I did not put any drain in the bottom tote and have very little, if any, leachate accumulating in the bottom.
Because the totes are larger than the worm factory bins, it does take longer to generate a batch of castings, but the system supports much more worms, so can process much more waste and, I anticipate, once it gets more populated with worms, will process the larger bin just about as quickly as the smaller bins.
Two more things I've started doing just this year (speaking of the addictive nature of maintaining worms!)...
I've been making my own dry worm food to help provide the grit they need for their gizzards and also manage the moisture. I grind up eggshells with things like dry pinto/kidney/black/red/garbanzo beans and add some cornmeal.
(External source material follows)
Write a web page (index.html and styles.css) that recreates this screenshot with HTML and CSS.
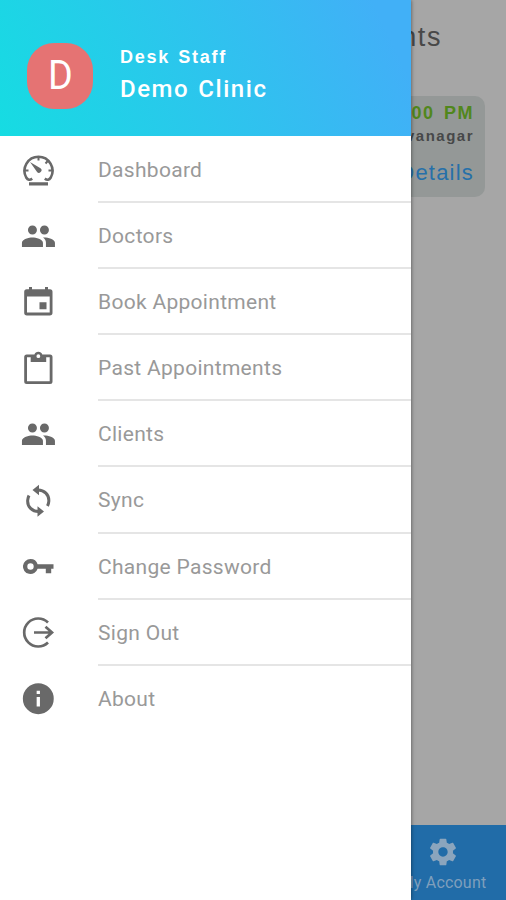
FILE: index.html
```html
<!DOCTYPE html>
<html lang="en">
<head>
<meta charset="utf-8">
<title>Demo Clinic</title>
<link rel="stylesheet" href="styles.css">
</head>
<body>
<div class="app">
  <main class="page">
    <h1 class="page-title">nts</h1>
    <section class="card">
      <div class="card-time">00 PM</div>
      <div class="card-place">vanagar</div>
      <div class="card-link">Details</div>
    </section>
    <nav class="tabs">
      <div class="tab">
        <svg class="gear" viewBox="0 0 24 24"><path d="M19.43 12.98c.04-.32.07-.64.07-.98s-.03-.66-.07-.98l2.11-1.65c.19-.15.24-.42.12-.64l-2-3.46c-.12-.22-.39-.3-.61-.22l-2.49 1c-.52-.4-1.08-.73-1.69-.98l-.38-2.65C14.46 2.18 14.25 2 14 2h-4c-.25 0-.46.18-.49.42l-.38 2.65c-.61.25-1.17.59-1.69.98l-2.49-1c-.23-.09-.49 0-.61.22l-2 3.46c-.13.22-.07.49.12.64l2.11 1.65c-.04.32-.07.65-.07.98s.03.66.07.98l-2.11 1.65c-.19.15-.24.42-.12.64l2 3.46c.12.22.39.3.61.22l2.49-1c.52.4 1.08.73 1.69.98l.38 2.65c.03.24.24.42.49.42h4c.25 0 .46-.18.49-.42l.38-2.65c.61-.25 1.17-.59 1.69-.98l2.49 1c.23.09.49 0 .61-.22l2-3.46c.12-.22.07-.49-.12-.64l-2.11-1.65zM12 15.5c-1.93 0-3.5-1.57-3.5-3.5s1.57-3.5 3.5-3.5 3.5 1.57 3.5 3.5-1.57 3.5-3.5 3.5z"/></svg>
        <span>My Account</span>
      </div>
    </nav>
  </main>
  <aside class="drawer">
    <header class="profile">
      <div class="avatar"><span class="initial">D</span></div>
      <div class="who">
        <div class="role">Desk Staff</div>
        <div class="clinic">Demo Clinic</div>
      </div>
    </header>
    <ul class="menu">
      <li class="item">
        <svg class="icon" viewBox="0 0 36 36"><g class="line"><path d="M12.200 26.600Q8.600 29.300 6.200 25.500A14 14 0 1 1 30.800 25.500Q28.400 29.300 24.800 26.600" stroke-width="2.600"/><path d="M18.500 4v4.500M28 8.800l-2.500 2.700M32.500 18.500h-4M4.500 18.500h4" stroke-width="2"/></g><path d="M10 10l10.500 6.300a2.500 2.500 0 1 1-3.600 3.400zM9 30.300h19v3.200H9z"/></svg>
        <span class="label">Dashboard</span>
      </li>
      <li class="item">
        <svg class="icon" viewBox="0 0 24 24"><path d="M16.300 11c1.660 0 2.990-1.340 2.990-3S17.960 5 16.300 5s-3 1.340-3 3 1.340 3 3 3zm-8 0c1.660 0 2.990-1.340 2.990-3S9.960 5 8.300 5s-3 1.340-3 3 1.340 3 3 3zm0 2c-2.330 0-7 1.170-7 3.500V19.300h14v-2.800c0-2.330-4.670-3.500-7-3.500zm8 0c-.29 0-.62.02-.97.05 1.160.84 1.970 1.970 1.970 3.450v2.800h6v-2.800c0-2.330-4.670-3.500-7-3.500z"/></svg>
        <span class="label">Doctors</span>
      </li>
      <li class="item">
        <svg class="icon" viewBox="0 0 36 36"><path fill-rule="evenodd" d="M9 3h3v2.300h13V3h3v2.300h2q2.500 0 2.500 2.500v21q0 2.700-2.700 2.700H6.900q-2.700 0-2.700-2.700v-21q0-2.500 2.500-2.500H9zM7 12.600v16h22.700v-16zM19.500 18.300h7v7h-7z"/></svg>
        <span class="label">Book Appointment</span>
      </li>
      <li class="item">
        <svg class="icon" viewBox="0 0 36 36"><path fill-rule="evenodd" d="M14.400 4.500a4.200 4.200 0 0 1 7.900 0h7.700q2.500 0 2.500 2.500v24.500q0 2.500-2.500 2.500H6.700q-2.500 0-2.500-2.500V7q0-2.500 2.500-2.500zM7 7.300v23.900h22.700V7.300h-3.500V12H10.700V7.300zM18.350 4.300a1.900 1.900 0 1 0 0 3.800 1.900 1.900 0 0 0 0-3.800z"/></svg>
        <span class="label">Past Appointments</span>
      </li>
      <li class="item">
        <svg class="icon" viewBox="0 0 24 24"><path d="M16.300 11c1.660 0 2.990-1.340 2.990-3S17.960 5 16.300 5s-3 1.340-3 3 1.340 3 3 3zm-8 0c1.660 0 2.990-1.340 2.990-3S9.960 5 8.300 5s-3 1.340-3 3 1.340 3 3 3zm0 2c-2.330 0-7 1.170-7 3.500V19.300h14v-2.800c0-2.330-4.670-3.500-7-3.500zm8 0c-.29 0-.62.02-.97.05 1.160.84 1.970 1.970 1.970 3.450v2.800h6v-2.800c0-2.330-4.670-3.500-7-3.500z"/></svg>
        <span class="label">Clients</span>
      </li>
      <li class="item">
        <svg class="icon" viewBox="0 0 36 36"><g class="line" stroke-width="3"><path d="M17 7C24.500 6.500 29.300 12 28.800 18.300q-.2 2.500-1.300 4.700M19.500 28.500C12 29 7.200 23.500 7.700 17.200q.2-2.500 1.300-4.700"/></g><path d="M12.500 7l6.500-5.300v10.600zM24 28.500l-6.500-5.300v10.600z"/></svg>
        <span class="label">Sync</span>
      </li>
      <li class="item">
        <svg class="icon" viewBox="0 0 36 36"><path fill-rule="evenodd" d="M10.500 10a7.500 7.500 0 0 1 7.100 5.300H33.500v4.400H31.200v4.600H25.800v-4.600H17.600a7.500 7.500 0 1 1-7.100-9.700zm0 4.300a3.200 3.200 0 1 0 0 6.400 3.200 3.200 0 0 0 0-6.400z"/></svg>
        <span class="label">Change Password</span>
      </li>
      <li class="item">
        <svg class="icon" viewBox="0 0 36 36"><g class="line" stroke-width="2.700"><path d="M28 7.500A14 14 0 1 0 28 27.500M14 17.500H32M25.500 11.700l6.500 5.800-6.500 5.800"/></g></svg>
        <span class="label">Sign Out</span>
      </li>
      <li class="item">
        <svg class="icon" viewBox="0 0 24 24"><path fill-rule="evenodd" d="M12.200 1.500a10.300 10.300 0 1 0 0 20.600 10.300 10.300 0 0 0 0-20.600zm1.100 15.500h-2.200v-6.400h2.200v6.400zm0-8.300h-2.200V6.500h2.200v2.200z"/></svg>
        <span class="label">About</span>
      </li>
    </ul>
  </aside>
</div>
</body>
</html>
```

FILE: styles.css
```css
* { box-sizing: border-box; }

body { margin: 0; }

.app {
  position: relative;
  width: 506px;
  height: 900px;
  overflow: hidden;
  font-family: Roboto, "Liberation Sans", sans-serif;
}

.page {
  display: flex;
  flex-direction: column;
  align-items: flex-end;
  height: 100%;
  background: #a6a6a6;
  font-family: "Liberation Sans", sans-serif;
}

.page-title {
  margin: 0;
  height: 96px;
  padding: 21px 64px 0 0;
  font-size: 27px;
  line-height: 32px;
  font-weight: 400;
  letter-spacing: 1.6px;
  color: #484848;
}

.card {
  width: 160px;
  height: 101px;
  padding: 7px 11px 0 0;
  margin-right: 21px;
  border-radius: 10px;
  background: #949897;
  text-align: right;
}

.card-time {
  font-size: 18px;
  line-height: 20px;
  font-weight: 700;
  letter-spacing: 1.5px;
  word-spacing: 3px;
  color: #51871c;
}

.card-place {
  margin-top: 3px;
  font-size: 15px;
  line-height: 19px;
  font-weight: 700;
  letter-spacing: 1.5px;
  color: #474849;
}

.card-link {
  margin-top: 15px;
  font-size: 22px;
  line-height: 26px;
  letter-spacing: 1.2px;
  color: #2670a9;
}

.tabs {
  display: flex;
  justify-content: flex-end;
  width: 100%;
  height: 75px;
  margin-top: auto;
  background: #216ca8;
}

.tab {
  display: flex;
  flex-direction: column;
  align-items: center;
  width: 126px;
  padding-top: 11px;
  font: 16px/20px Roboto, sans-serif;
  letter-spacing: 0.2px;
  color: #7f9fbc;
}

.gear {
  width: 32px;
  height: 32px;
  margin-bottom: 5px;
  fill: #8ba5bd;
}

.drawer {
  position: absolute;
  top: 0;
  left: 0;
  width: 411px;
  height: 100%;
  background: #fff;
  box-shadow: 0 0 4px rgba(0, 0, 0, 0.55);
}

.profile {
  display: flex;
  height: 136px;
  padding: 43px 0 0 27px;
  background: linear-gradient(65deg, #16dce2 0%, #41b0f7 92%);
  color: #fff;
}

.avatar {
  width: 66px;
  height: 66px;
  border-radius: 27px;
  background: #e57373;
  font-size: 41px;
  line-height: 65px;
  text-align: center;
}

.initial {
  display: inline-block;
  transform: scaleX(0.92);
}

.who { padding: 4px 0 0 27px; }

.role {
  font: 700 18px/21px "Liberation Sans", sans-serif;
  letter-spacing: 1.75px;
  word-spacing: 1.5px;
}

.clinic {
  margin-top: 6px;
  font-size: 24px;
  line-height: 31px;
  font-weight: 500;
  letter-spacing: 1.55px;
  word-spacing: 1.5px;
}

.menu {
  margin: 0;
  padding: 1px 0 0;
  list-style: none;
}

.item {
  display: flex;
  align-items: center;
  height: 66.1px;
  padding-left: 20px;
}

.icon {
  flex: none;
  width: 36px;
  height: 36px;
  margin-right: 42px;
  fill: #696969;
}

.line {
  fill: none;
  stroke: #696969;
}

.label {
  flex: 1;
  height: 100%;
  border-bottom: 2px solid #e5e5e5;
  font-size: 21px;
  line-height: 67px;
  letter-spacing: 0.3px;
  color: #999;
}

.item:last-child .label { border-bottom: 0; }
```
I'll store this in a jar and "sprinkle" some in the bin and/or mix in with their other food.
Also, when I pulled out my HUGE collard greens plant a couple of months ago, I took all the leaves and blended/pureed them down with water, then added some of the dry food to get a "pasty" consistency, then I froze the mixture in some containers and chopped (literally with a hatchet!) into some chunks that I use as "popsicles" for the worms on the hot days here in the South Florida summers to help cool the bin and add to the food. When I add one of these, I make sure to place it on some dry shredded paper/cardboard to help soak up any excess moisture.